MoW synergetic effect supported by HAADF for alumina based catalysts prepared from mixed SiMo n W 12-n heteropolyacids
Résumé
MoW catalysts supported on Al2O3 with equal surface content of metals (Mo + W = 3.9 at/nm2) were synthesized by using mixed Keggin type heteropolyacids (HPAs) H4[SiMo1W11O40] and H4[SiMo3W9O40] and corresponding mixture of monometallic H4[SiMo12O40] and H4[SiW12O40] HPAs. After liquid phase sulfidation, catalysts were characterized by high-resolution transmission electron microscopy (HRTEM) and X-ray photoelectron spectroscopy (XPS).
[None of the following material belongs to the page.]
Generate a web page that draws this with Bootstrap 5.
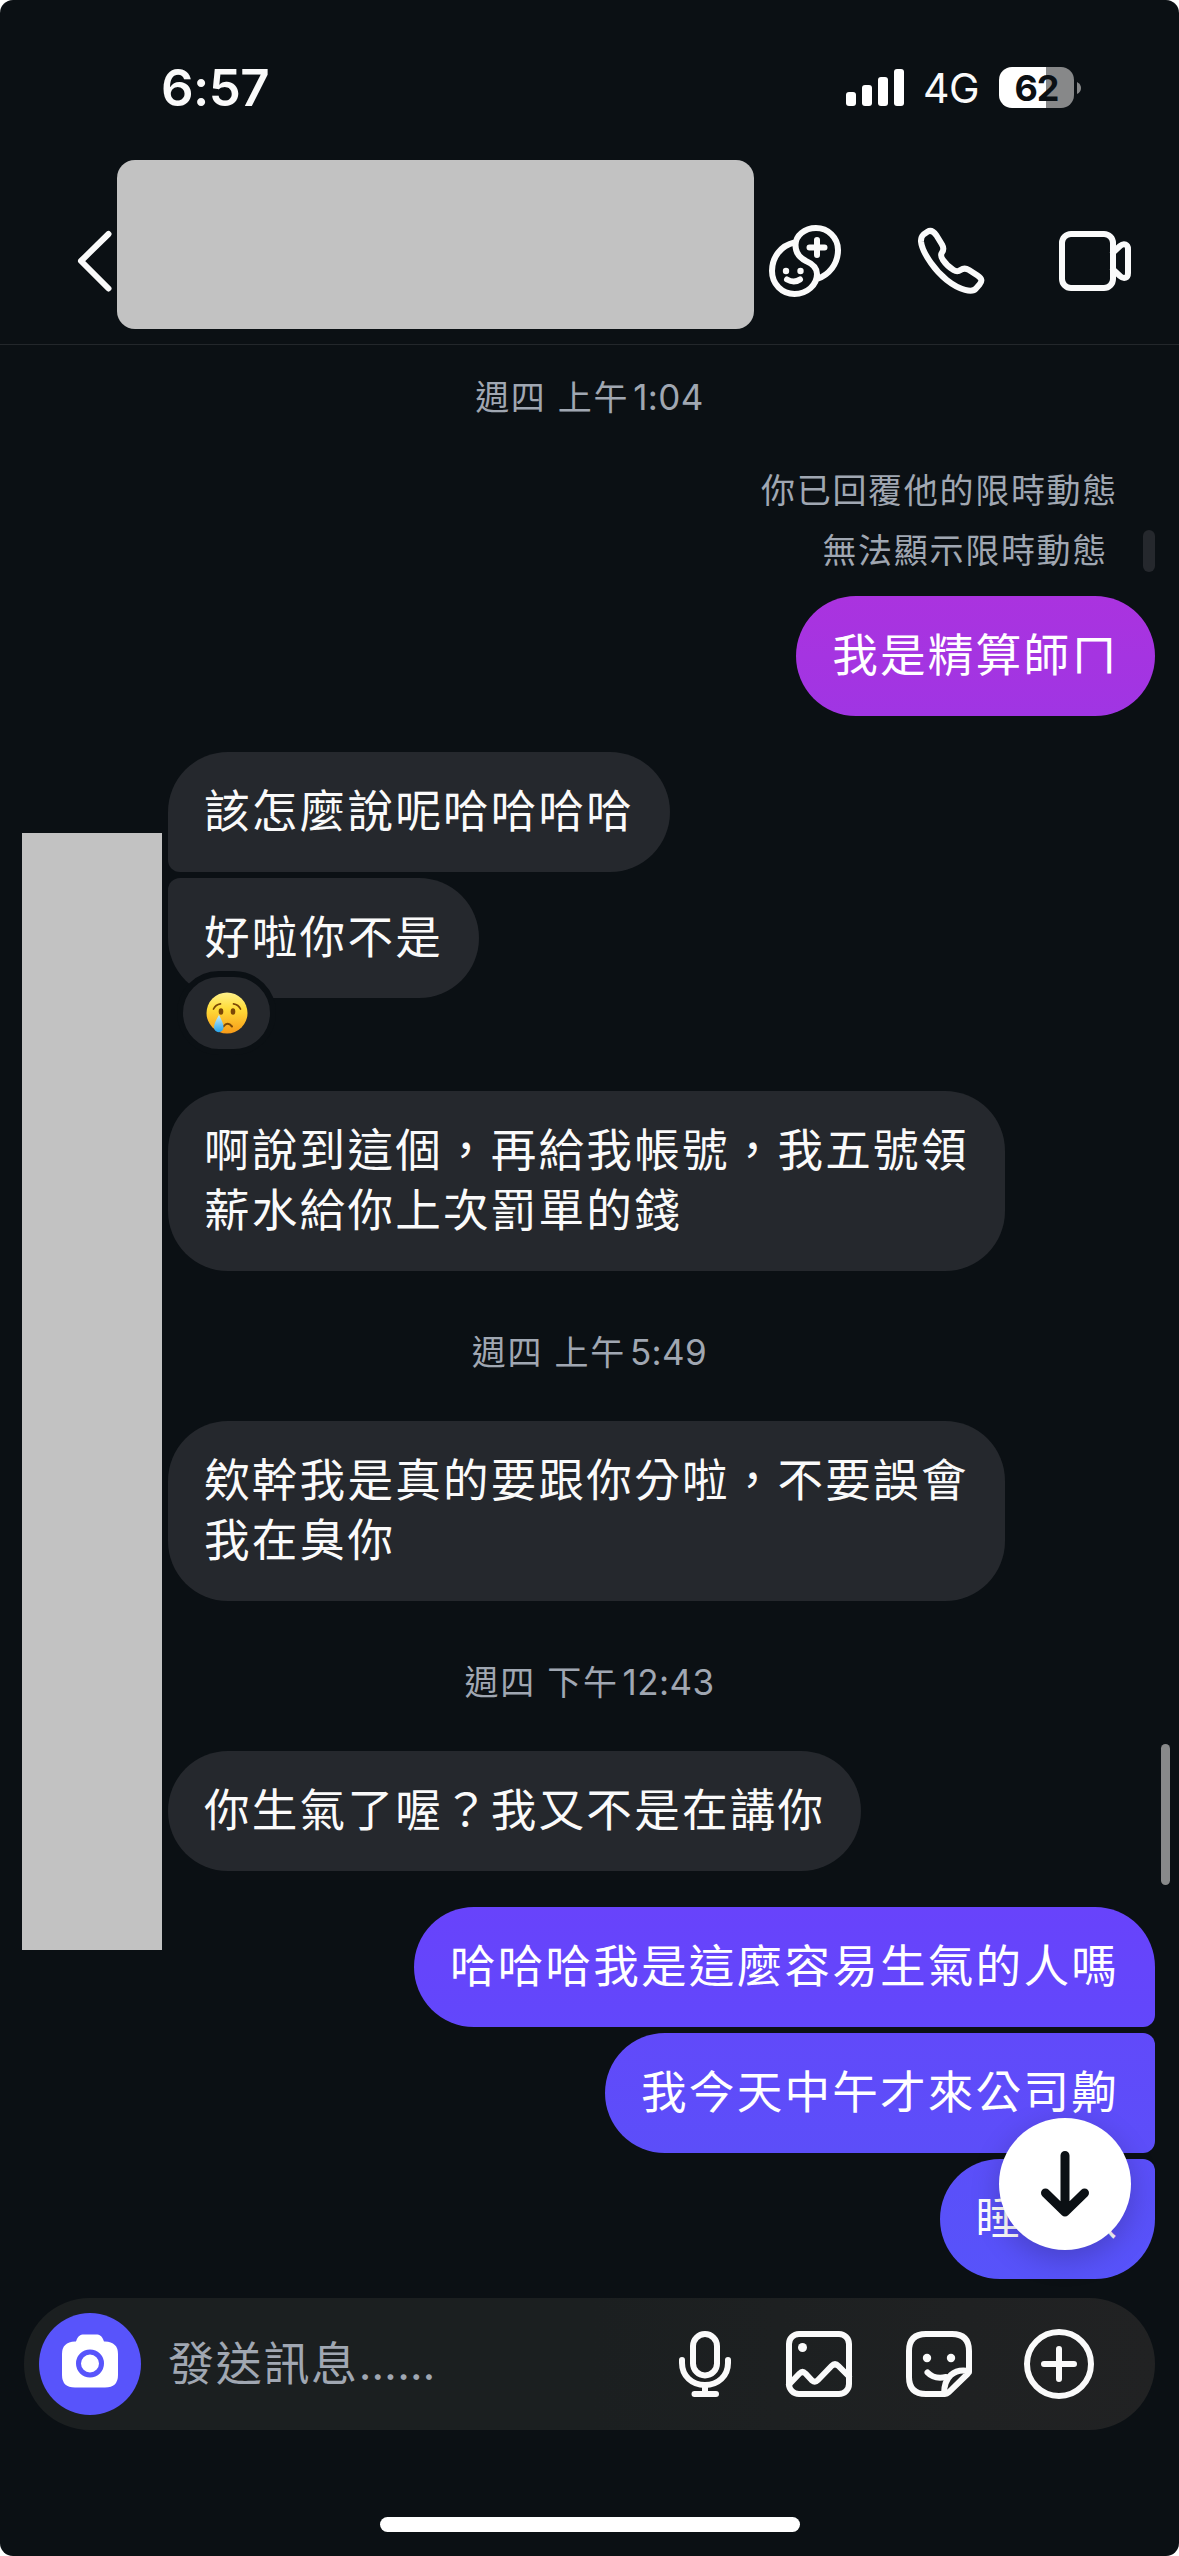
<!DOCTYPE html>
<html lang="zh-Hant">
<head>
<meta charset="utf-8">
<meta name="viewport" content="width=device-width, initial-scale=1">
<title>聊天</title>
<link rel="stylesheet" href="https://cdn.jsdelivr.net/npm/bootstrap@5.3.0/dist/css/bootstrap.min.css">
<style>
:root{--ink:#0b1014;--bub:#25282d;--mut:#a0a7b2}
html,body{margin:0;background:#fff;overflow:hidden}
body{font-family:Inter,"Noto Sans CJK TC",sans-serif;color:#fafafa}
svg{display:block;flex:none;overflow:visible}
.ic{fill:none;stroke:#fafafa;stroke-width:6;stroke-linecap:round;stroke-linejoin:round}
.phone{width:1179px;height:2556px;background:var(--ink);border-radius:13px;overflow:hidden}
.status{height:160px;padding:0 97px 0 161px}
.clock{font-size:51px;font-weight:600;line-height:60px;padding-top:58px;letter-spacing:-.6px}
.sig{padding-top:67px;height:108px}
.net{font-size:41px;line-height:41px;margin-left:19px;width:58px;letter-spacing:-.5px;padding-top:2px}
.batt{width:75px;height:41px;border-radius:13px;margin-left:18px;background:linear-gradient(90deg,#fff 47px,#878889 47px);color:var(--ink);font-weight:700;font-size:36px;letter-spacing:-1px}
.head{height:185px;border-bottom:1px solid #23272b;padding-left:78px}
.mask-name{width:637px;height:169px;border-radius:18px;background:#c2c2c2}
.chat{height:1953px}
.cjk{font-family:"Noto Sans CJK TC",sans-serif}
.stamp{font-size:34px;line-height:42px;height:42px;letter-spacing:1.7px;color:var(--mut);text-align:center}
.stamp span{letter-spacing:.4px;font-size:35px;line-height:1;margin-left:4px}
.first-stamp{margin-top:32px}
.note{font-size:34px;line-height:60px;letter-spacing:1.7px;color:var(--mut)}
.bub{font-family:"Noto Sans CJK TC",sans-serif;font-size:45.600px;line-height:60px;letter-spacing:2.200px;padding:26px 36px 34px;border-radius:60px;background:var(--bub);white-space:nowrap;width:max-content}
.in{margin-left:168px}
.out{margin-left:auto;margin-right:24px;color:#fff}
.bl{border-bottom-left-radius:12px}.tl{border-top-left-radius:12px}
.br{border-bottom-right-radius:12px}.tr{border-top-right-radius:12px}
.react{left:9px;top:93px;width:99px;height:84px;border:6px solid var(--ink);border-radius:42px;background:var(--bub)}
.mask-av{left:22px;top:488px;width:140px;height:1117px;background:#c2c2c2}
.thumb{left:1161px;top:1399px;width:9px;height:141px;border-radius:5px;background:#88898a}
.down{left:999px;top:1773px;width:132px;height:132px;border-radius:50%;background:#fff;box-shadow:0 9px 30px rgba(0,0,0,.2)}
.composer{width:1131px;height:132px;border-radius:66px;margin-left:24px;padding-left:15px;background:linear-gradient(90deg,#1b1f20 50%,#212223)}
.cam{width:102px;height:102px;background:#5854fb}
.ph{font-family:"Noto Sans CJK TC",sans-serif;font-size:46px;letter-spacing:1.7px;color:var(--mut);margin-left:27px;width:511px;line-height:60px;height:60px;margin-top:-8px}
.ph span{font-family:Inter,sans-serif;font-size:44px;line-height:1;letter-spacing:.3px}
.home{width:420px;height:15px;border-radius:8px;background:#fff;margin:87px auto 0}
</style>
</head>
<body>
<div class="phone">
  <div class="status d-flex justify-content-between align-items-start">
    <div class="clock">6:57</div>
    <div class="sig d-flex align-items-center">
      <svg width="58" height="37" fill="#fff"><rect y="23" width="10" height="14" rx="3"/><rect x="16" y="16" width="10" height="21" rx="3"/><rect x="32" y="8" width="10" height="29" rx="3"/><rect x="48" width="10" height="37" rx="3"/></svg>
      <div class="net">4G</div>
      <div class="batt d-flex align-items-center justify-content-center">62</div>
      <svg width="5" height="12" style="margin-left:3px"><path d="M0 0Q4 2 4 6T0 12Z" fill="#878889"/></svg>
    </div>
  </div>
  <header class="head d-flex">
    <svg width="39" height="169" viewBox="78 160 39 169" class="ic"><path d="M108.500 234L81 261L108.500 288.500"/></svg>
    <div class="mask-name"></div>
    <svg width="425" height="184" viewBox="754 160 425 184" class="ic">
      <path d="M794.500 242.500C781 245.500 772 257 772 271C772 284 782 294 794.500 294C807 294 817 285 817 274C817 268 813 264 806 261C799 257.500 795.500 252 795.500 245C795.500 235.500 804.500 228 816 228C828 228 838 237.500 838 250C838 264 829 275 817 279"/>
      <path d="M817 240V255M809.500 247.500H824.500"/>
      <path d="M787 279.500Q794 283.500 800 279.500"/>
      <circle cx="786" cy="271" r="3.200" fill="#fafafa" stroke="none"/><circle cx="800.500" cy="271" r="3.200" fill="#fafafa" stroke="none"/>
      <path d="M923.500 234.500L927.500 231.800C931 229.500 934 232 936.500 235.500L942 244.500C944 248 943.500 250.500 942 252.500C940.500 254.500 941 257 943 260C946 264.500 949.500 267.500 953.500 270C956 271.500 958.500 271.500 960.500 270C963.500 268 966.500 268.500 969 270L977.500 275.500C982 278.500 982.500 281 979.500 284.500L976 288.500C973.500 291.500 969.500 291 965 289.800C953 286.500 940 276 931 263C925 254.500 921.500 247 921 241.500C920.800 238.500 921.500 236.500 923.500 234.500Z"/>
      <rect x="1062" y="234" width="51" height="54" rx="9"/>
      <path d="M1113 252.500L1120 246C1124 242.500 1128 244.500 1128 249V273C1128 278 1124 279.500 1120 276L1113 269.500"/>
    </svg>
  </header>

  <main class="chat position-relative d-flex flex-column">
    <div class="stamp first-stamp">週四 上午<span>1:04</span></div>
    <div class="note cjk text-end" style="padding:40px 61px 0 0">你已回覆他的限時動態</div>
    <div class="note cjk d-flex justify-content-end align-items-center" style="padding-right:24px"><span>無法顯示限時動態</span><i style="width:12px;height:42px;border-radius:6px;background:var(--bub);margin:4px 0 0 35px"></i></div>
    <div class="bub out" style="margin-top:17px;background:linear-gradient(#aa33df,#a035e3)">我是精算師ㄇ</div>

    <div class="bub in bl" style="margin-top:36px">該怎麼說呢哈哈哈哈</div>
    <div class="bub in tl position-relative" style="margin-top:6px">好啦你不是
      <div class="react position-absolute d-flex align-items-center justify-content-center">
        <svg width="42" height="42" viewBox="0 0 42 42">
          <defs><linearGradient id="f" x2="0" y2="1"><stop stop-color="#fff18a"/><stop offset=".4" stop-color="#ffdc39"/><stop offset="1" stop-color="#f79a18"/></linearGradient><linearGradient id="t" x2="0" y2="1"><stop stop-color="#c8efff"/><stop offset="1" stop-color="#27a4ea"/></linearGradient></defs>
          <circle cx="21" cy="21" r="20.500" fill="url(#f)"/>
          <g fill="none" stroke="#7b4706" stroke-width="1.700" stroke-linecap="round"><path d="M7.500 17Q9.500 12.500 14.500 11.800M27.500 11.800Q32.500 12.500 34.500 17"/><path d="M17.500 34.500Q21.500 29 26 34.500" stroke-width="2"/></g>
          <ellipse cx="15" cy="19.500" rx="2.300" ry="3.300" fill="#7b4706"/><ellipse cx="27" cy="19.500" rx="2.300" ry="3.300" fill="#7b4706"/>
          <path d="M13 23Q17.500 31 17.500 35.500A4.700 4.700 0 0 1 8 35.500Q8 31 13 23Z" fill="url(#t)"/>
        </svg>
      </div>
    </div>
    <div class="bub in" style="margin-top:93px">啊說到這個，再給我帳號，我五號領<br>薪水給你上次罰單的錢</div>
    <div class="stamp" style="margin-top:61px">週四 上午<span>5:49</span></div>
    <div class="bub in" style="margin-top:47px">欸幹我是真的要跟你分啦，不要誤會<br>我在臭你</div>
    <div class="stamp" style="margin-top:61px">週四 下午<span>12:43</span></div>
    <div class="bub in" style="margin-top:47px">你生氣了喔？我又不是在講你</div>
    <div class="bub out br" style="margin-top:36px;background:linear-gradient(#6843fb,#6247fb)">哈哈哈我是這麼容易生氣的人嗎</div>
    <div class="bub out br tr" style="margin-top:6px;background:linear-gradient(#614afa,#5c4ef9)">我今天中午才來公司齁</div>
    <div class="bub out tr" style="margin-top:6px;background:linear-gradient(#5b4ff9,#5753fa)">睡到欸</div>

    <div class="mask-av position-absolute"></div>
    <div class="thumb position-absolute"></div>
    <div class="down position-absolute">
      <svg width="132" height="132" class="ic" style="stroke:#0b1014;stroke-width:9"><path d="M66 37.500V92M46.500 75L66 94L85.500 75"/></svg>
    </div>
  </main>

  <div class="composer d-flex align-items-center">
    <div class="cam rounded-circle">
      <svg width="102" height="102" viewBox="39 2313 102 102"><path d="M75 2341.500H76C78 2336 80 2334.500 84 2334.500H96C100 2334.500 102 2336 104 2341.500H105Q118 2342 118 2354V2375Q118 2387.500 105 2387.500H75Q62 2387.500 62 2375V2354Q62 2342 75 2341.500Z" fill="#fff"/><circle cx="90" cy="2363.500" r="11.500" fill="none" stroke="#5854fb" stroke-width="5"/></svg>
    </div>
    <div class="ph">發送訊息<span>……</span></div>
    <svg width="416" height="70" viewBox="679 2329 416 70" class="ic">
      <rect x="693" y="2334" width="24" height="41.500" rx="12"/><path d="M682 2360V2363C682 2376 692 2385 705 2385S728 2376 728 2363V2360M705 2385V2394M694.500 2394H716"/>
      <rect x="789" y="2334" width="60" height="60" rx="10"/><circle cx="802.500" cy="2347.500" r="4.500" fill="#fafafa" stroke="none"/><path d="M789 2384.500L799.500 2373.500Q802.500 2370.500 805.500 2373.500L812 2380.500Q815 2383 818 2380L831.500 2366Q835 2362.500 838.500 2366L849 2376.500"/>
      <path d="M969 2372V2351Q969 2334 952 2334H926Q909 2334 909 2351V2377Q909 2394 926 2394H945Q947 2394 948.500 2392.500L967.500 2374Q969 2372.500 969 2371C954 2368 944 2377 944 2394"/>
      <path d="M927.500 2372.500Q934 2379.500 946 2377"/><circle cx="927" cy="2358" r="4.200" fill="#fafafa" stroke="none"/><circle cx="951" cy="2358" r="4.200" fill="#fafafa" stroke="none"/>
      <circle cx="1059" cy="2364" r="32"/><path d="M1059 2349V2379M1044 2364H1074"/>
    </svg>
  </div>
  <div class="home"></div>
</div>
<script src="https://cdn.jsdelivr.net/npm/bootstrap@5.3.0/dist/js/bootstrap.bundle.min.js"></script>
</body>
</html>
For the first time, High Angle Annular Dark Field microscopy (HAADF) was used to evidence the morphology and composition of the active sulfide phase. The catalysts were tested in hydrotreating of model feed that contained dibenzothiophene (DBT) and naphthalene. Using mixed SiMonW12-nHPAs as starting precursors had a beneficial effect on the catalytic activity. Incorporation of molybdenum in the structure of SiW Keggin-type HPA led to a decrease of the size of active phase crystallites, to an increase of the metal sulfidation degree and of the number of active sites. Substitution of a quarter of tungsten atoms by molybdenum allowed to achieve DBT conversion comparable to value obtained on pure SiMo12HPA based catalyst and higher conversion of naphthalene. Both SiMonW12-nHPAs based catalysts had higher rate constants in studied reactions compared to their corresponding references prepared from two separate monometallic HPAs. Moreover, MonW12-n/Al2O3 catalysts had the highest selectivity in respect of hydrogenation (HYD) pathway of DBT hydrodesulfurization (HDS). The presence of mixed MoxW1-xS2 slabs was evidenced by HAADF analysis. On Mo3W9/Al2O3, small randomly distributed islands of Mo were present in the WS2 slabs, while on Mo3 + W9/Al2O3, Mo islands appeared larger and in the core of the WS2 slabs. Moreover, on this last sample, some monometallic slabs were also present. It was concluded that using mixed HPA precursors resulted in the formation of mixed MoxW1-xS2 active phase possessing higher synergetic effect between the two metals and consequently higher catalytic activity.